When I was a kid, my Grandmother would send me a check for my birthday - or a $5 bill in a birthday card. Cake and candy and toys were nice and all, but often this was the present a child looked forward to the most. As I noted many times in this blog, money represents power and control, and as a kid, you don't have a lot of that. Even a few dollars is a big deal - a chance for you to make purchase decisions and make others do your bidding, even if it is for a 10-cent candy bar.
Sadly, gift cards are not going to go away anytime soon. They represent yet another escalation in the complexity of our personal finances. In addition to tracking our bank accounts, credit cards, mortgage, taxes, investments, and the like, we now have to dick around with these gift cards and their own arcane set of rules and regulations. It's like discount coupons - being thrust upon us.
And that's why I try to use them - and spend them fast - or get rid of them. Nothing worse than cleaning out a desk drawer and finding a "lost" gift card from years past - a gift card that has since expired.

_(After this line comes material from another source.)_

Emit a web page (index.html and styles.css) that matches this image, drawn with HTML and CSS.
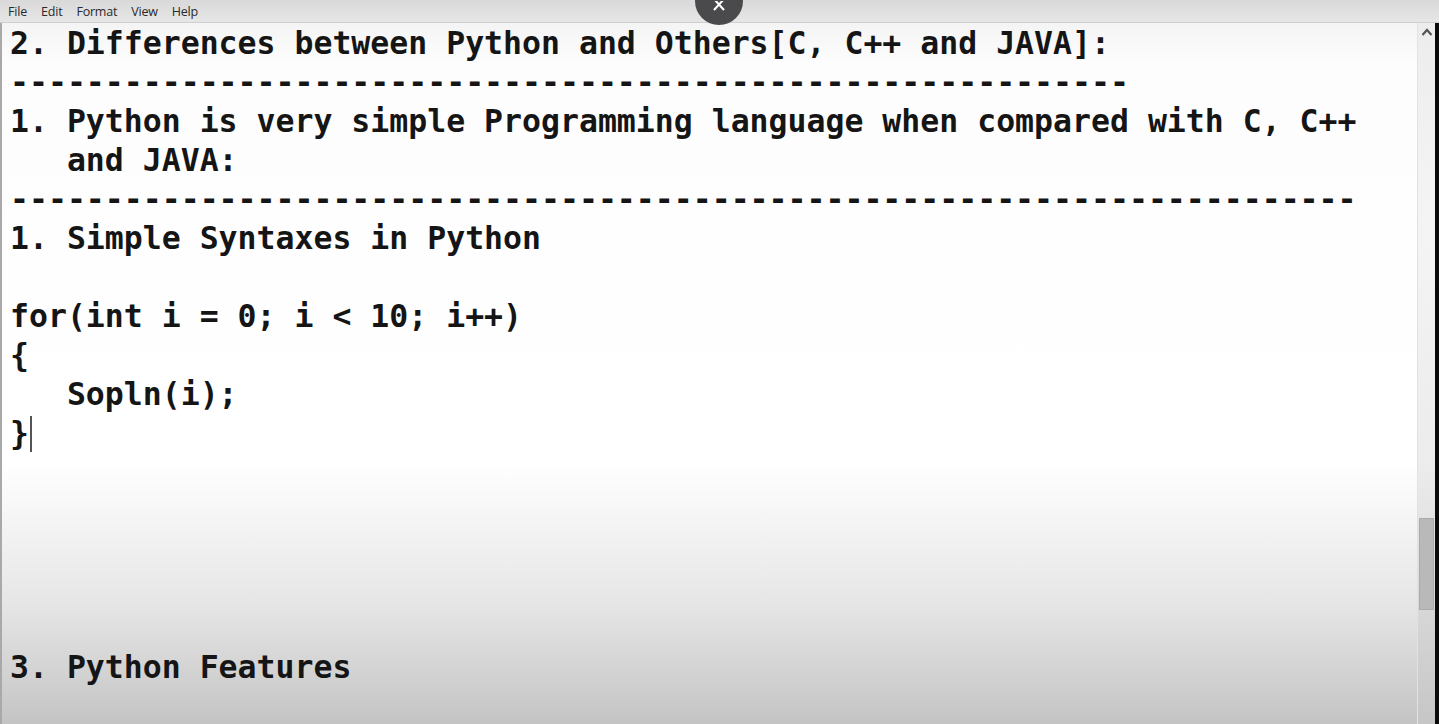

When does your gift card expire? Beats me. We received one from "Mercury Gift Cards" which supplies the restaurant industry. Their site will tell you the balance on the card, but not much else. They do have a FAQ aimed at retailers, which discusses reports provided, which include expired cards, but no information is provided to the consumer.
Another site shows how the cards can be programmed by the retailer with expiration dates. The default is "no expiration" but the consumer has no way of telling whether the retailer set this to default, or to a number of months for expiration.
"The more complicated you can make any financial transaction, the easier it is to rip-off the consumer," a great man once said. Gift cards are just another unnecessary level of complexity.